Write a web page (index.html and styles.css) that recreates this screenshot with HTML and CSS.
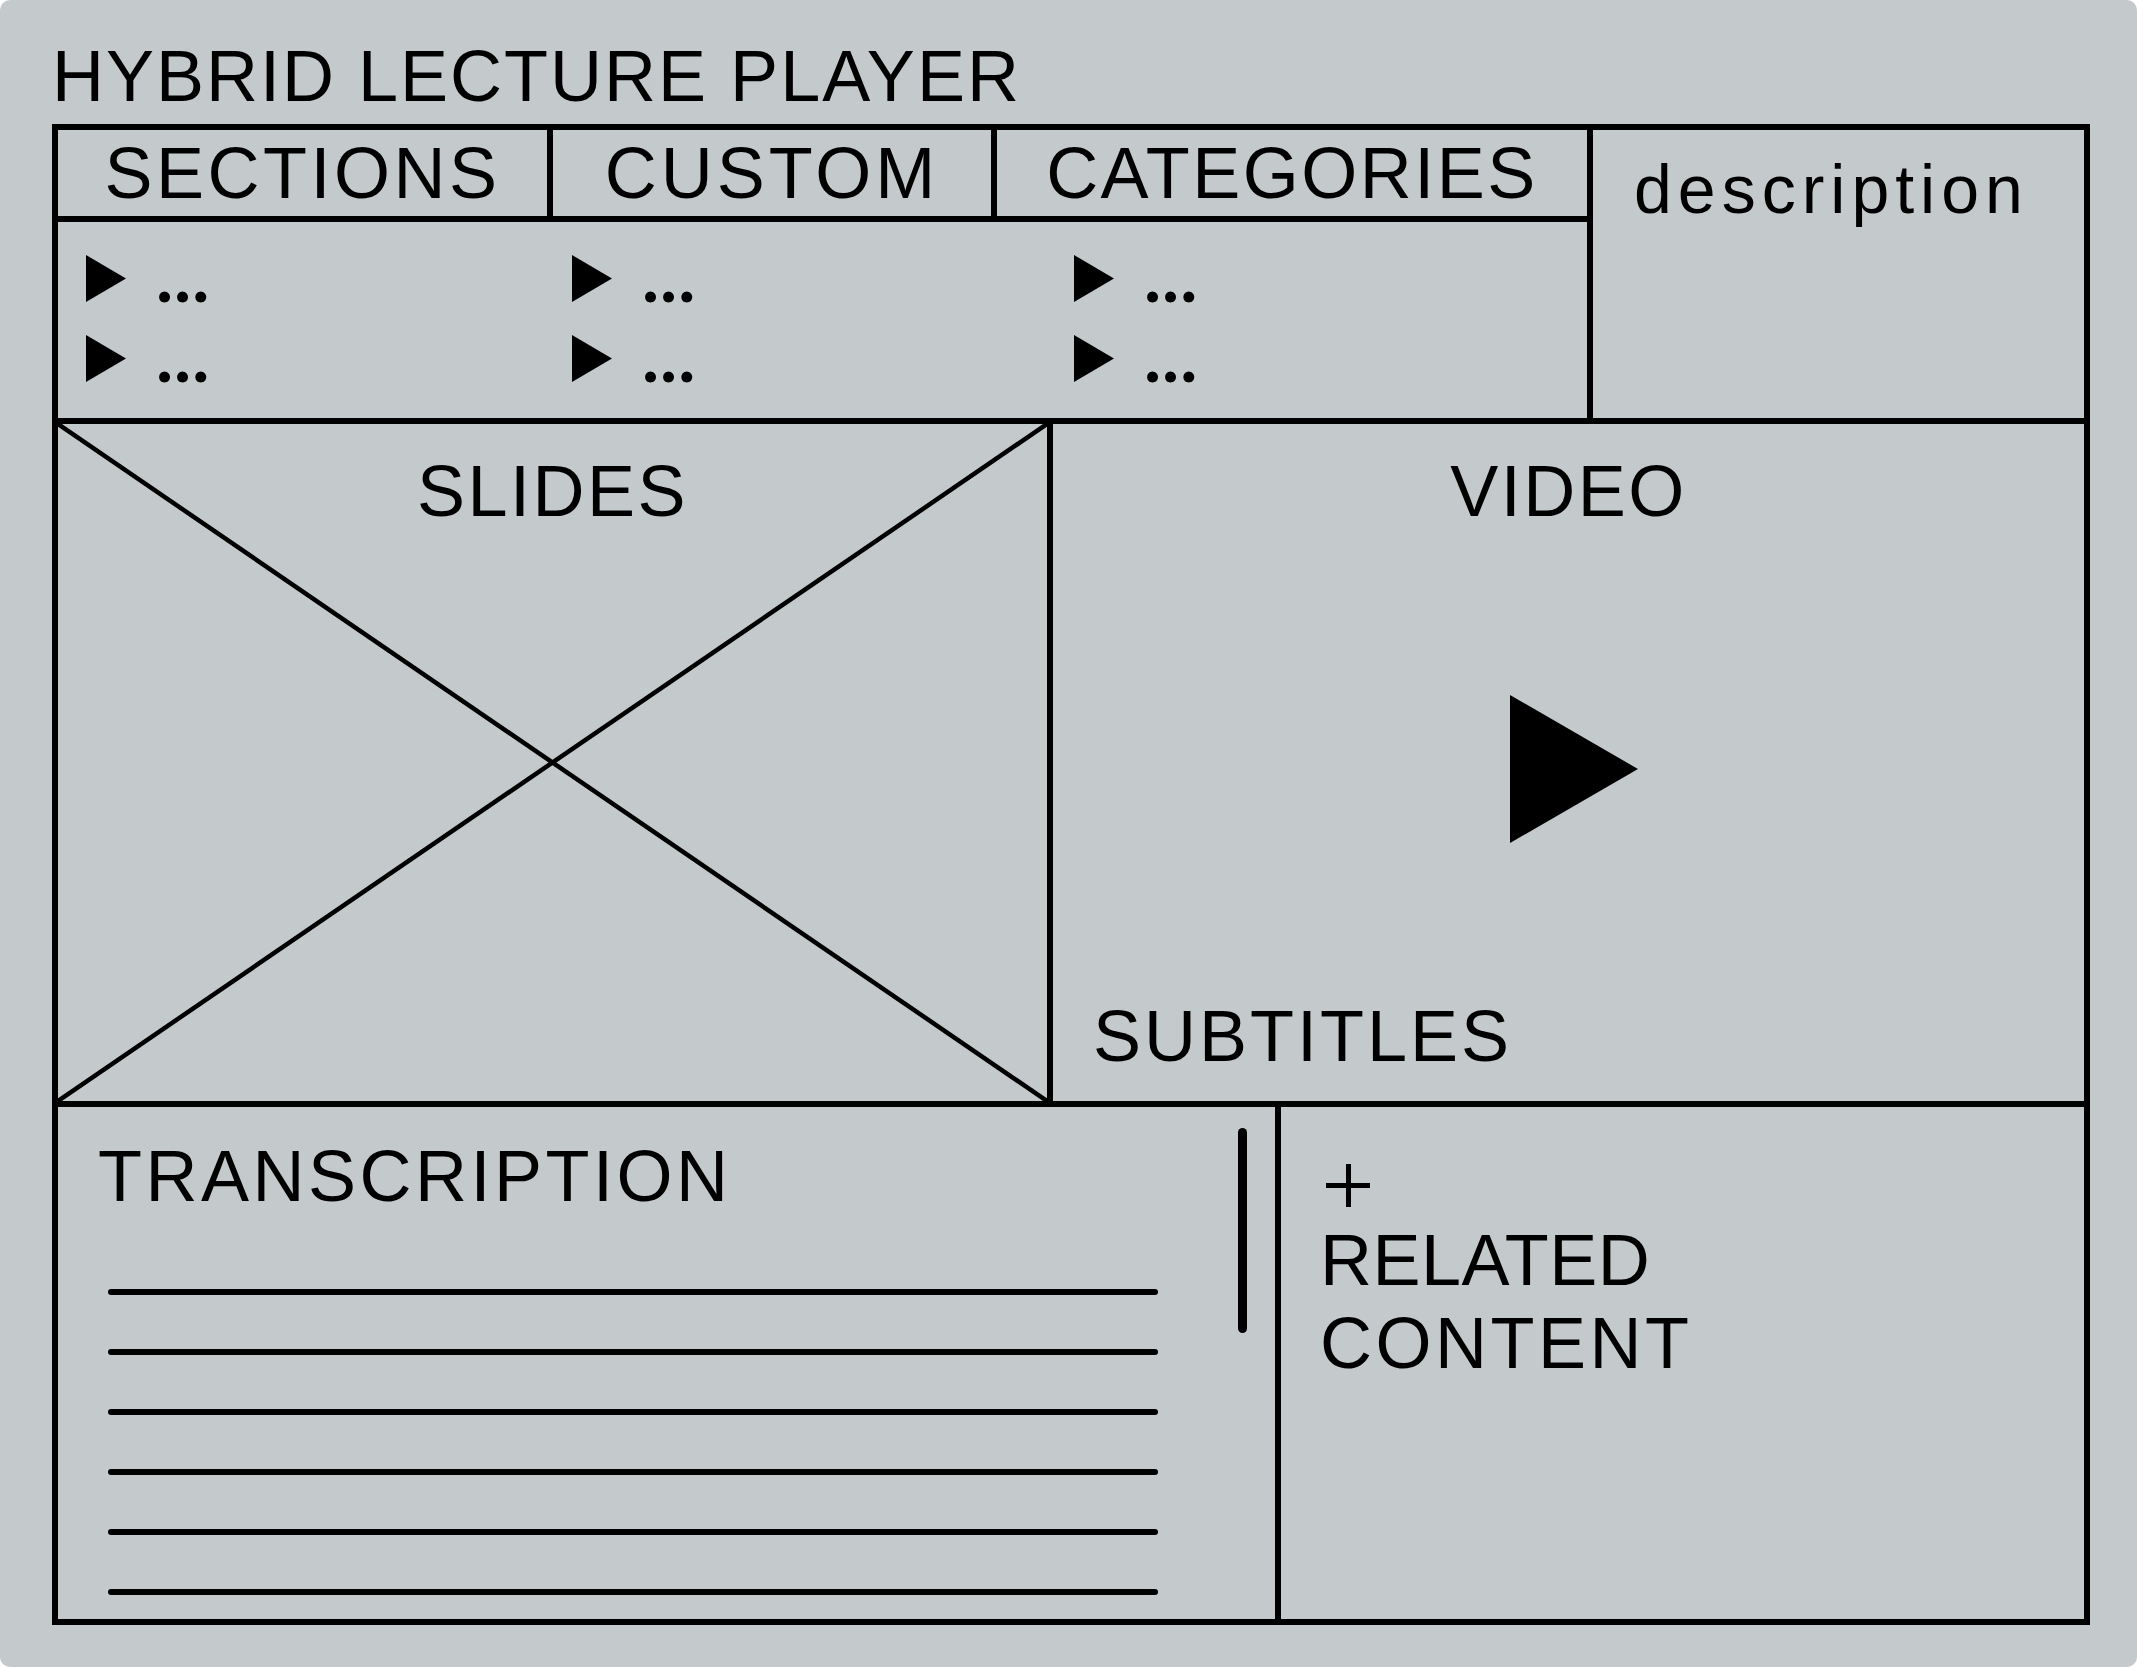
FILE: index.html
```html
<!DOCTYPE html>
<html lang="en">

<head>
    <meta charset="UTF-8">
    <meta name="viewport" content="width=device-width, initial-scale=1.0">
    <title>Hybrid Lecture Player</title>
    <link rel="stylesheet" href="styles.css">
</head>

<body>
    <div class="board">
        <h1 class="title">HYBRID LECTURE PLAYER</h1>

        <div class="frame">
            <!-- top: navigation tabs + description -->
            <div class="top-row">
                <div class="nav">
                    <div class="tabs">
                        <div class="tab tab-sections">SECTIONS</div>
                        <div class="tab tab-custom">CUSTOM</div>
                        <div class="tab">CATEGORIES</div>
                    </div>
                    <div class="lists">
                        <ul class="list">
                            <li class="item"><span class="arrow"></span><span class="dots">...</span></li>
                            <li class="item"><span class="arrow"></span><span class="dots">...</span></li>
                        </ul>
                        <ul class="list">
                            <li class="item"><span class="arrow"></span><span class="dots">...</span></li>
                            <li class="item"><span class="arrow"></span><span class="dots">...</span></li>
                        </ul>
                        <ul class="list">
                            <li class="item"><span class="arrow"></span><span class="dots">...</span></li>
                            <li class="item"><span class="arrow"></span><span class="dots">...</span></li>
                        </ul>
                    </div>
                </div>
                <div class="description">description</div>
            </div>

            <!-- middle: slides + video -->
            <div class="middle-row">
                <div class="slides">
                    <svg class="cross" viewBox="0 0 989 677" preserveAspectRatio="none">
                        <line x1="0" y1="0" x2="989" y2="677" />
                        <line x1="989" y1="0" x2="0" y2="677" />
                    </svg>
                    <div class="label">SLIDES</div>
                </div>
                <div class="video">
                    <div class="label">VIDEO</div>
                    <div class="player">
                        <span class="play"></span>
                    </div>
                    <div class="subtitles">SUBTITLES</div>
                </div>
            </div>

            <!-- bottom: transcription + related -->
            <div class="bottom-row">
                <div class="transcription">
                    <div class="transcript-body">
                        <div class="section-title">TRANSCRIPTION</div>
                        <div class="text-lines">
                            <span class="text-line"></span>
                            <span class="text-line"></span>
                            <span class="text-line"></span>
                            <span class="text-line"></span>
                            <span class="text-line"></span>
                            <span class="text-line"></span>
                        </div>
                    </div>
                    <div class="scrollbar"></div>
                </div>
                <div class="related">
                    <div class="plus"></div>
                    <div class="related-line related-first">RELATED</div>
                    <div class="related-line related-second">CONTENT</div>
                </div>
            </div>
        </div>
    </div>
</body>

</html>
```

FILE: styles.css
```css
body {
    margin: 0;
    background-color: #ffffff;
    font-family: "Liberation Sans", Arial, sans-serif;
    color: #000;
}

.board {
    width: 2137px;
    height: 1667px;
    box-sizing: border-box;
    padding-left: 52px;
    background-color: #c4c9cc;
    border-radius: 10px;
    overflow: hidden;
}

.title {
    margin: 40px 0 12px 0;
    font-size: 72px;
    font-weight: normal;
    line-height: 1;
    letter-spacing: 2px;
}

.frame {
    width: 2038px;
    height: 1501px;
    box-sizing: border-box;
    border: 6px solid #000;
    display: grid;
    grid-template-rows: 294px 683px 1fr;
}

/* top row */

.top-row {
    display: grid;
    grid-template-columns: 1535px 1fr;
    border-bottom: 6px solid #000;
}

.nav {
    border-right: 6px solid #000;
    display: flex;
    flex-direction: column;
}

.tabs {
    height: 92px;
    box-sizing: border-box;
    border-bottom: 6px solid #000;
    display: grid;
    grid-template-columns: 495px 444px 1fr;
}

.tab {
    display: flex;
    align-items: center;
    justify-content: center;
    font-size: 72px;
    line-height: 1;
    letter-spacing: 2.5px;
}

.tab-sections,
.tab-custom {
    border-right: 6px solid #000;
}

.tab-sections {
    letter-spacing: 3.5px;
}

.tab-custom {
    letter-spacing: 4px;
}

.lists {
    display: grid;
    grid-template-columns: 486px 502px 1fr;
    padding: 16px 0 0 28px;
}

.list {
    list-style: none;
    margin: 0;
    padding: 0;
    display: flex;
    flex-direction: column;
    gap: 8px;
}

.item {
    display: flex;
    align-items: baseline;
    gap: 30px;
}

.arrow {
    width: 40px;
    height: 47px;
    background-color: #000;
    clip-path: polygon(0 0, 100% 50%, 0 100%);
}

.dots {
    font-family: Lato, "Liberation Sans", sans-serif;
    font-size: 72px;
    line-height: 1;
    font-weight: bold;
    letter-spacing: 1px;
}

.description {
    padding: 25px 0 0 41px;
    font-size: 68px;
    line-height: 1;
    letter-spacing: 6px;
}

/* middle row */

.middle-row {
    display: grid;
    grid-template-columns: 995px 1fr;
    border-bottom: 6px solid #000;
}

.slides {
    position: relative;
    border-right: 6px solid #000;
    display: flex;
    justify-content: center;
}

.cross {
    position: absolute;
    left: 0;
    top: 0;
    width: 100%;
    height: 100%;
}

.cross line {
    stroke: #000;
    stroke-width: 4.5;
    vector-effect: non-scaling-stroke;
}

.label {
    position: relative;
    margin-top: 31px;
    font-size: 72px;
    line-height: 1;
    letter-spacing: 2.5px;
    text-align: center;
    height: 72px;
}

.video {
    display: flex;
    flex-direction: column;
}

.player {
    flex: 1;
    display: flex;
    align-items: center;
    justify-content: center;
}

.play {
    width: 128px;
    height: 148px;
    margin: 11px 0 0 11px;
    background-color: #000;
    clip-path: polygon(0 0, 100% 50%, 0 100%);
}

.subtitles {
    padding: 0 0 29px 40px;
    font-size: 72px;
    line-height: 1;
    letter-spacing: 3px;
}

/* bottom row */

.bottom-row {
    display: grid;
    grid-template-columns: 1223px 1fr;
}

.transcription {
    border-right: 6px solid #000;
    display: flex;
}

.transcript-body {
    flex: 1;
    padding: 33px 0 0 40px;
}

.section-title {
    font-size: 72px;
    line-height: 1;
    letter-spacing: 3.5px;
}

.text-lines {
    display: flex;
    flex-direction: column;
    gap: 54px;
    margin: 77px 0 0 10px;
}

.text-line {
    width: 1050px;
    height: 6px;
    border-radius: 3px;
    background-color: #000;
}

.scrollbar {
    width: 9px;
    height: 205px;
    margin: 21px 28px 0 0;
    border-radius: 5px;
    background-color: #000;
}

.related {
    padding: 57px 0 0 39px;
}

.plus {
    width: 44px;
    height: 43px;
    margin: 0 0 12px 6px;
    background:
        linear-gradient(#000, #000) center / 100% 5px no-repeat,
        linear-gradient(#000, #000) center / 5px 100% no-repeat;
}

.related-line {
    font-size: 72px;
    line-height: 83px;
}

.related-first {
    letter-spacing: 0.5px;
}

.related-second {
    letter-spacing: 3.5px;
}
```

--

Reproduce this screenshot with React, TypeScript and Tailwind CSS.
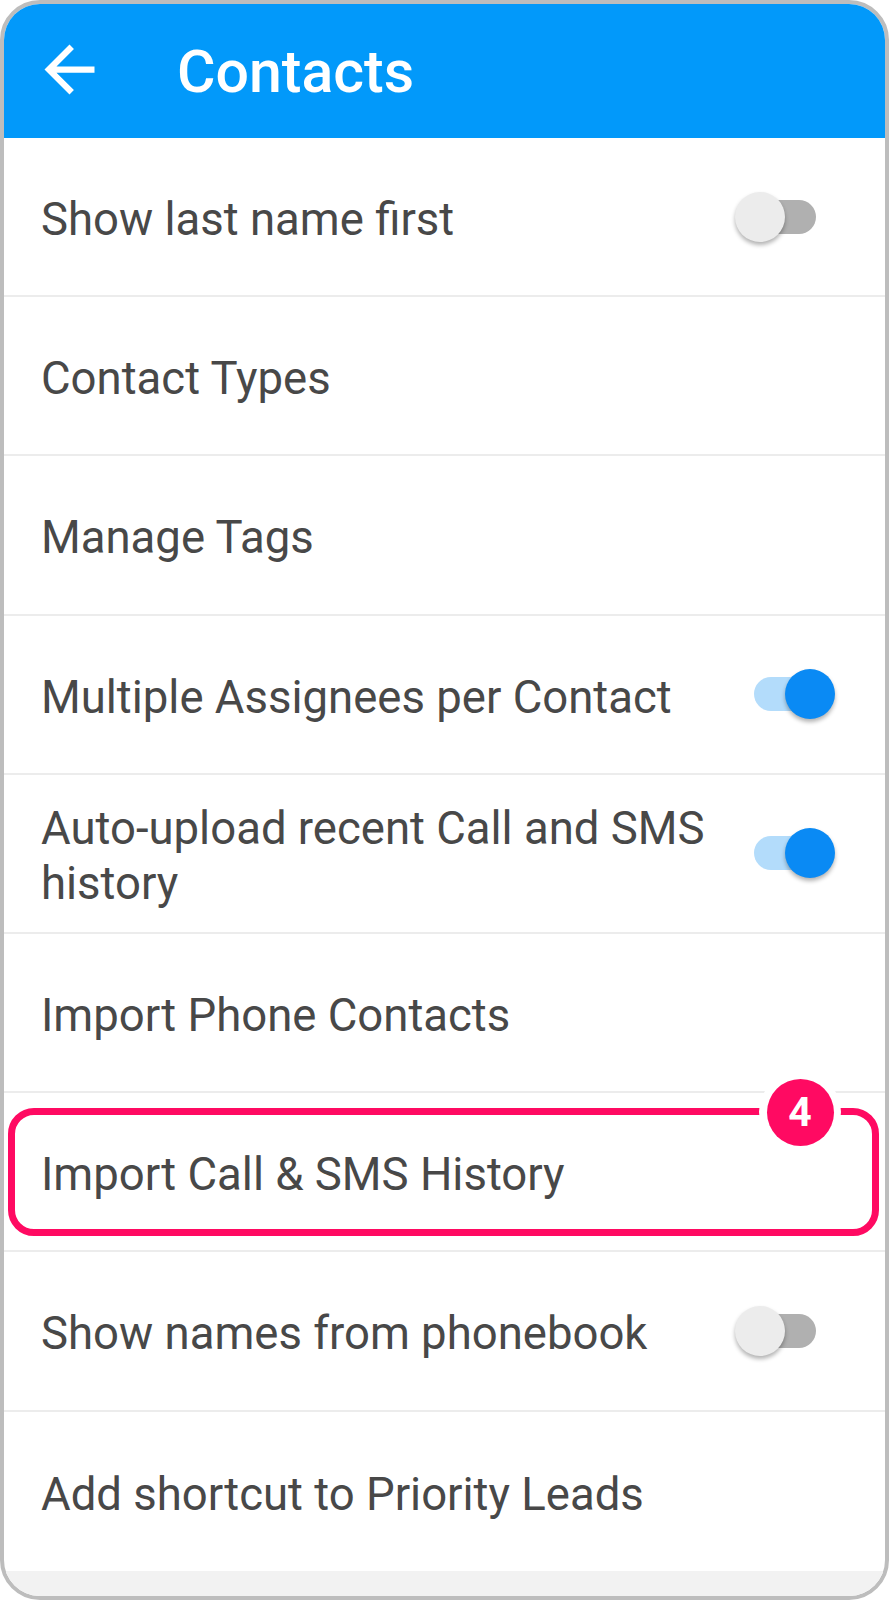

PROBLEM TO WORK ON: Search the records above for the string "with". Copy every line that contains it.

OUTPUT:
Write a web page (index.html and styles.css) that recreates this screenshot with HTML and CSS.
Reproduce this screenshot with React, TypeScript and Tailwind CSS.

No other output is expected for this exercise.